31. Deuteronomy 30:19: Indissoluble pairs; life and good, death and evil.


32. Deuteronomy 31:2-3: The cause does not die with its advocates. Moses dies, Jehovah remains, and Joshua succeeds.


33. Deuteronomy 31:8: Comfort and power of Jehovah’s guidance.


34. I leave you to find the expression, but the next theme is "God is a consuming fire." It is just as essential to preach God as a consuming fire as "God is love." For instance, some of you are married and have children. Now that love is not merely manifested in feeding them, clothing them, and petting them. What if you saw a rattlesnake just about to strike your child? What if you saw a wolf come into your tent and just about to grab one of your children? What would love do? What if you saw that child about to be ruined by association with incorrigible, awful children, would you separate them? Now you can see how love digs hell.


35. Here is a text that I used to preach from a great deal, "Write it plain."


36. Deuteronomy 29:18: "A root of bitterness." That is a fine text for showing how the Law goes to the bottom and does not wait until it comes out into overt acts.


37. Deuteronomy 28:56: "The delicate lady." When you get over in the New Testament, if you look at the Greek of a certain expression of Paul, it means "little women," not small in stature or youthful in age as Miss Alcott’s Little Women, but little in a moral sense.


38. Now, another one of the very greatest texts in the book. If you ever want to be transcendently eloquent and impressive in a revival sermon, and your heart is in it, take this theme: Deuteronomy 28:65-67, "The mental torture of the lost," "A scorpion circled with fire," as one writer calls it. One of the most remarkable illustrations on account of sin is found in Tiberius, the great Roman Emperor. He had become such a tyrant; he had sinned so much that all power of discrimination between right and wrong had been lost. The assembled Senate was waiting to receive his message to guide deliberation on important matters. This was his message: "What to write you, Conscript Fathers, or how to write or what not to write, may all the gods and goddesses destroy me more than I feel they are daily destroying me, if I know." Shakespeare more than any other author portrays this despair in Richard III, Macbeth, and other dramas.


39. Deuteronomy 27:26: "Amen." Now, how would you discuss it?

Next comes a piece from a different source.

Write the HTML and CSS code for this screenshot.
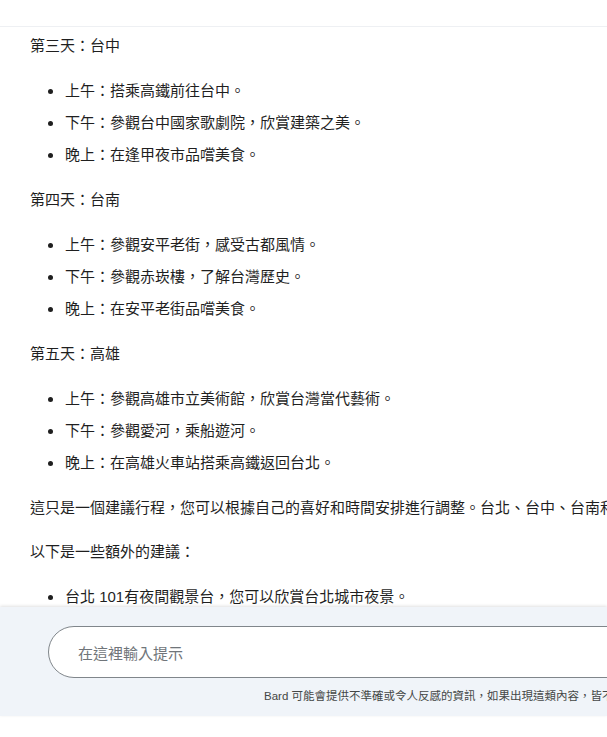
FILE: index.html
```html
<!DOCTYPE html>
<html lang="zh-Hant">
<head>
<meta charset="utf-8">
<title>Bard</title>
<link rel="stylesheet" href="styles.css">
</head>
<body>
<div class="app">
  <header class="topbar"></header>
  <main class="chat">
    <div class="answer">
      <p>第三天：台中</p>
      <ul>
        <li>上午：搭乘高鐵前往台中。</li>
        <li>下午：參觀台中國家歌劇院，欣賞建築之美。</li>
        <li>晚上：在逢甲夜市品嚐美食。</li>
      </ul>
      <p>第四天：台南</p>
      <ul>
        <li>上午：參觀安平老街，感受古都風情。</li>
        <li>下午：參觀赤崁樓，了解台灣歷史。</li>
        <li>晚上：在安平老街品嚐美食。</li>
      </ul>
      <p>第五天：高雄</p>
      <ul>
        <li>上午：參觀高雄市立美術館，欣賞台灣當代藝術。</li>
        <li>下午：參觀愛河，乘船遊河。</li>
        <li>晚上：在高雄火車站搭乘高鐵返回台北。</li>
      </ul>
      <p>這只是一個建議行程，您可以根據自己的喜好和時間安排進行調整。台北、台中、台南和高雄都是台灣熱門的旅遊城市，有許多值得一遊的景點。</p>
      <p>以下是一些額外的建議：</p>
      <ul>
        <li>台北 101有夜間觀景台，您可以欣賞台北城市夜景。</li>
        <li>台中有許多特色咖啡廳，您可以品嚐台灣咖啡。</li>
      </ul>
    </div>
  </main>
  <footer class="composer">
    <div class="prompt">在這裡輸入提示</div>
    <p class="disclaimer">Bard 可能會提供不準確或令人反感的資訊，如果出現這類內容，皆不代表 Google 的觀點。</p>
  </footer>
</div>
</body>
</html>
```
FILE: styles.css
```css
* { box-sizing: border-box; }
html, body {
  margin: 0;
  padding: 0;
  background: #ffffff;
}
body {
  width: 607px;
  height: 737px;
  overflow: hidden;
  font-family: "Liberation Sans", "Noto Sans CJK TC", sans-serif;
  color: #1f1f1f;
}
.app {
  display: flex;
  flex-direction: column;
  height: 737px;
}
.topbar {
  height: 27px;
  flex: none;
  border-bottom: 1px solid #eef0f3;
}
.chat {
  height: 580px;
  flex: none;
  overflow: hidden;
  padding: 7px 0 0 30px;
}
.answer {
  width: 900px;
  font-size: 15px;
  line-height: 24px;
}
.answer p {
  margin: 0;
  white-space: nowrap;
}
.answer p + p {
  margin-top: 20px;
}
.answer ul {
  margin: 21px 0;
  padding: 0 0 0 18px;
  list-style: none;
}
.answer li {
  display: flex;
  align-items: center;
  white-space: nowrap;
}
.answer li + li {
  margin-top: 8px;
}
.answer li::before {
  content: "";
  flex: none;
  width: 5px;
  height: 5px;
  border-radius: 50%;
  background: #1f1f1f;
  margin-right: 12px;
}
.composer {
  flex: none;
  height: 109px;
  background: #f0f4f9;
  box-shadow: 0 -1px 3px rgba(0, 0, 0, 0.12);
  padding: 19px 0 0 48px;
  position: relative;
  width: 607px;
  overflow: hidden;
}
.prompt {
  width: 760px;
  height: 52px;
  border: 1px solid #80868b;
  border-radius: 26px;
  background: #ffffff;
  display: flex;
  align-items: center;
  padding-left: 29px;
  font-size: 15px;
  color: #70757a;
}
.disclaimer {
  margin: 11px 0 0 216px;
  font-size: 11.5px;
  line-height: 14px;
  color: #444746;
  white-space: nowrap;
}
```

The word means let it be so. God, by putting half the people on Ebal and half on Gerizirn, committed them to the repetition of every curse and every blessing, and when they got through with all the curses and blessings he made every one say, "Amen," "Let it be just that way." The greatest triumph of our Lord is set forth in one of Paul’s letters where he says, "Every knee shall bow and every tongue shall confess." That when he comes to judge the world and brings the lost from hell, and the saved from heaven, not one of whom has fully understood all of the reasons why he is saved or lost, so clearly will everything be brought out that even the lost when they turn away to enter hell forever will say, "Amen." They will have to testify that what has been done has been done well.


40. Deuteronomy 29:29: "Hidden and revealed things." Hidden things belong to God, but revealed things we are to teach to our children. The purpose and limits of revelation.

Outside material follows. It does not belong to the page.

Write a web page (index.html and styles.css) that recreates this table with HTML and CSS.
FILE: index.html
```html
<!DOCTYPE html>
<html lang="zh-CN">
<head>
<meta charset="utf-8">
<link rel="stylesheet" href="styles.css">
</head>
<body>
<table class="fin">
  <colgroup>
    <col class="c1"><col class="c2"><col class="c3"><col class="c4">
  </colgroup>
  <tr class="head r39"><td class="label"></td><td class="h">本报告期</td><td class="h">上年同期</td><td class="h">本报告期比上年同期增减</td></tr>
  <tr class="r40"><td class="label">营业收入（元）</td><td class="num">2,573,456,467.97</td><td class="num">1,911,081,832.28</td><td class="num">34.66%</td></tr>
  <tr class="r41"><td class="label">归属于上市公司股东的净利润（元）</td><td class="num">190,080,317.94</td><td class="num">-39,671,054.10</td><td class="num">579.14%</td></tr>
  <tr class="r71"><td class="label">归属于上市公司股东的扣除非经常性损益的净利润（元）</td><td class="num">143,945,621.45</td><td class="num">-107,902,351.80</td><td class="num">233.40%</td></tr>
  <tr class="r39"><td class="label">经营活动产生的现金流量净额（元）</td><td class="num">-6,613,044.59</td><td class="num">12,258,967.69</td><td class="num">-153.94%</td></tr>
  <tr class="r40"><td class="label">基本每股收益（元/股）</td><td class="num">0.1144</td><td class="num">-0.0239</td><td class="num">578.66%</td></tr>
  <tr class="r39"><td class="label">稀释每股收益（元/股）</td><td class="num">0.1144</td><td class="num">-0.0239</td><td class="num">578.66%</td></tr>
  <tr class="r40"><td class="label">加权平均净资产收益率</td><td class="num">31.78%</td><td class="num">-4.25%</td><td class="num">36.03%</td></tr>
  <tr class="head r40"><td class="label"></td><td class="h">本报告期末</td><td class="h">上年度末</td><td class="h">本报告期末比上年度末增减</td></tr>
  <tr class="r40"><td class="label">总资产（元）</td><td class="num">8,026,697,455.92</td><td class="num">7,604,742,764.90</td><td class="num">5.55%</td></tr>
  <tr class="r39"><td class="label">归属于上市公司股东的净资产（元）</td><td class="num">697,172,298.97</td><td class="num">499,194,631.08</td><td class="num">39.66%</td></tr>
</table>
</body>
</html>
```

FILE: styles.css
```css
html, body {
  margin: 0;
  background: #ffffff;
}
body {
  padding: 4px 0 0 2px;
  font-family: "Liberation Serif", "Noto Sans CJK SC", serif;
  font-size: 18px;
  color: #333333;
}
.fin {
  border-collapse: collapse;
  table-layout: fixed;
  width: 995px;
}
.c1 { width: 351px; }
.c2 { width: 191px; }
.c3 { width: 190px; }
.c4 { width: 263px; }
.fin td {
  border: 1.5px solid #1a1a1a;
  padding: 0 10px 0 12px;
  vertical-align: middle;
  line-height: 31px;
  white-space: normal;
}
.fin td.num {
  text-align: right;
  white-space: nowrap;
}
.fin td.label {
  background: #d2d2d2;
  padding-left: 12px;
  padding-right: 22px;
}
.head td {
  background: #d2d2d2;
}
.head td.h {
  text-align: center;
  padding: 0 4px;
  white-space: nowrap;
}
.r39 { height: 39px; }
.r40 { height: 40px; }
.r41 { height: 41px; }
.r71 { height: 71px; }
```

41. Here is a great topical theme: "God’s provision for the record, preservation, and publication of his Law." The first central part of the Law God spoke to Moses, and then wrote an autograph copy and filed it as a witness. Every seventh year had to be devoted to going over the entire Law and the exposition of it. You can carry the idea out into the whole of the Old Testament written in Hebrew, then translated into Greek, then into Latin, then into English, and a thousand other languages.


42. Deuteronomy 32:31: "Their rock is not our rock, even our enemies themselves being judges." A fine theme.


43. Deuteronomy 32:32: "For their vine is of the vine of Sodom."


44. The last one that I have: "There hath not arisen a prophet like unto Moses." These are some of the greatest preaching themes in the book. I could give you a thousand just as well as the forty-odd that I have given you. It is the richest mine for a preacher, it seems to me, in the whole Bible.

QUESTIONS

1. What the nature of the book of Deuteronomy?

2. Mark each text pointed out and be able to give the line of thought and application suggested.

3. The Sinaitic covenant is a development of what preceding covenant?

4. What chapters in Exodus contain the Sinaitic covenant in germ, or its constitution, and what its three elements?

5. Of which of these three elements is Leviticus a development, and of which are Numbers and Deuteronomy a development?

6. In Deuteronomy 31:24-26, does "this book of the Law" which Moses finished writing mean Deuteronomy only, or does it include the whole Pentateuch? Answer the same question concerning the "Book of the Law" found in Josiah’s time, (2 Kings 22) and the "Book of the Law" from which Ezra read, (Nehemiah 8:1).

7. Were the social laws touching marriage, divorce, slavery, parental power over children, perfect like the moral law, and if not, why not, and did they regulate these things in a way to improve them as practised by the heathen nations?

8. What is the best book on Old Testament ethics?

9. What five New Testament uses of the words of Moses most emphasize the value of his books?

10. What New Testament appearance and consociation of persons best illustrates his position in Revelation?

11. What one word best accounts for Moses?